Я знаю, что я хороший. Знаю, какие слухи ходят обо мне и не беру их к сердцу: они как тараканы на свету исчезают при первых же успехах обсуждаемого Х. Я знаю, что я не боюсь жизни. И знаю, что мало времени. И знаю, что мучительно искал заполнения той пустоты, которая образовалась с гибелью жены. И буду вечно помнить ее. <…> Я искал любовь, я лихорадочно искал, объездил города и городишки. Смотрел на улицах, в метро. Ты все поймешь, если прочтешь 2-й номер «Литучебы» за этот год (1984-й. — С.К.), где есть моя статья об этом. Началась иная жизнь и мне нужна новая точка отсчета, и жить не любя я не хочу, не умею».

Штрихи к портрету художника

К моменту нашего знакомства ему было 37 лет, но выглядел он, пожалуй, постарше. Коля был невысоким, приблизительно 1 м 66 см, крепким человеком с очень интересным лицом. Это было лицо закаленного бойца с жизненными обстоятельствами. Особенно запоминались пронзительные синие глаза. Человек он был подвижный, энергичный — просто живчик, телосложением напоминал футболиста. Кстати, футбол и был его любимым видом спорта. В детстве и юности, по его рассказам, Николай был классным вратарем. В нем чувствовался большой опыт по части драк — вырос он на окраине, в «городской слободке», а тамошним пацанам без такого опыта было просто не выжить. Наверное, поэтому он так легко заводился и мог «вписать» любому — как-то вдруг, без паузы, если его что-то всерьез задевало. Но при этом всегда по-настоящему великодушен и отходчив. И физически, и морально всегда был готов защитить того, кто слабее, — для него это было святое. Пояснял: «Так нас воспитывали». Позже я еще вернусь к этой теме.

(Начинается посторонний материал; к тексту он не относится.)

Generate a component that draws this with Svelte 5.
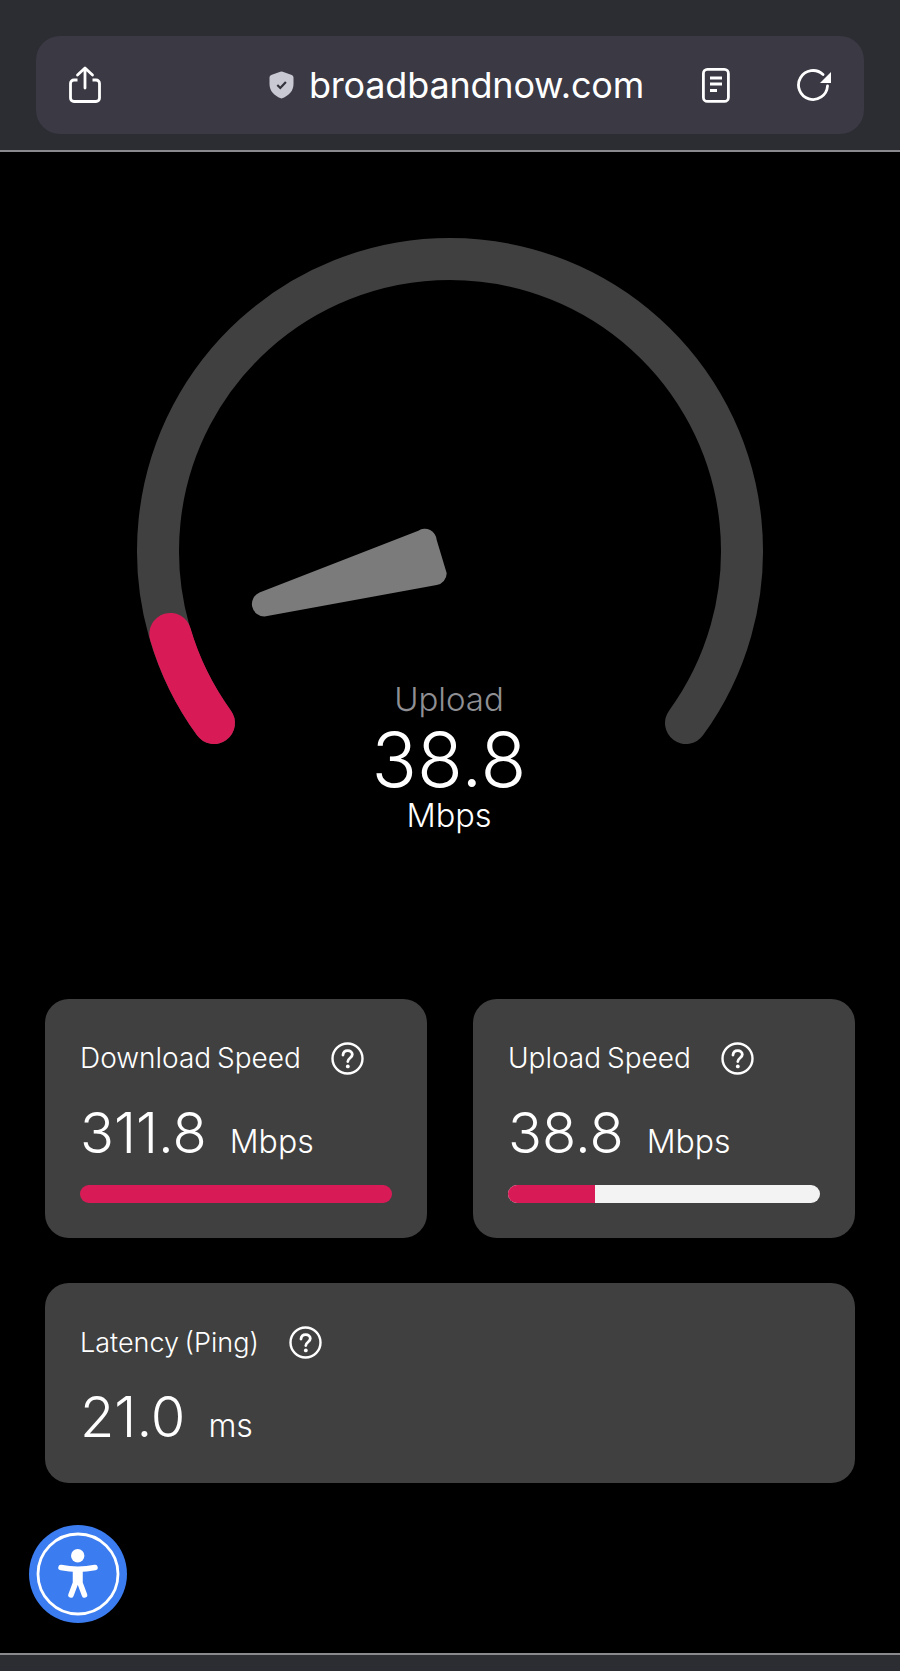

Надо сказать, я никогда — ни до, ни после — не встречал таких глаз, как у Шипилова. Они были не просто пронзительными. В них всегда пульсировало какое-то не то напряжение, не то боль, не то беспокойство, билась какая-то тень — как бьется о стекло маленькая птица. Именно потому в них трудно было смотреть долго — ты напрямую сталкивался там с этим «нечто». И только теперь, мне кажется, я понял, что это было. Это были глаза человека с открытым, распахнутым зрением. Можно смотреть, а можно — видеть. Это были видящие, зоркие глаза художника, находящегося в непрерывном творческом горении. Он вглядывался не умом, а всем своим существом куда-то в сердцевину, в природу явлений. Так порой смотрят кошки. Природные мистики, они видят мир глубже и объемнее человека — чуют землетрясения, различают дурных и хороших людей, могут по загадочным приметам найти свой дом за тысячи километров, ориентируются во тьме. Вот такой странный, острый взгляд был и у Шипилова. Только он смотрел как человек — художнически, с исканием, с вопросом. Не знаю, сознавал ли сам Коля, как сильно он отличается от остальных людей в их будничном полусонном состоянии. Большинство людей живет как бы машинально, не используя в повседневности свой чудесный аппарат осознания, чувствования мира. Коля жил по-иному. Он всегда думал, чувствовал, ощущал на полную катушку — потому что горел. «И упал я, сгорел, словно синяя стружка от огромной болванки с названьем «народ» — это ведь результат непрерывного прижизненного горения. А это не фунт изюму. Это — вся жизнь в жертву, на алтарь творчества. «Сытый голодного не разумеет», — любил повторять Николай. Но он не навязывал никому своей правды, спокойно принимая тот факт, что у большинства совсем иной жизненный опыт, что им не до того, что они живут не в стихии поиска, не в бытии, как он, а в быту, в повседневности, что «меньше горя видели», как он выражался. Он людей никогда не судил, принимая их такими, какие они есть. Но именно поэтому так ценил «своих». «Свои» — это ближний круг его друзей. Те, кто его понимал и принимал целиком.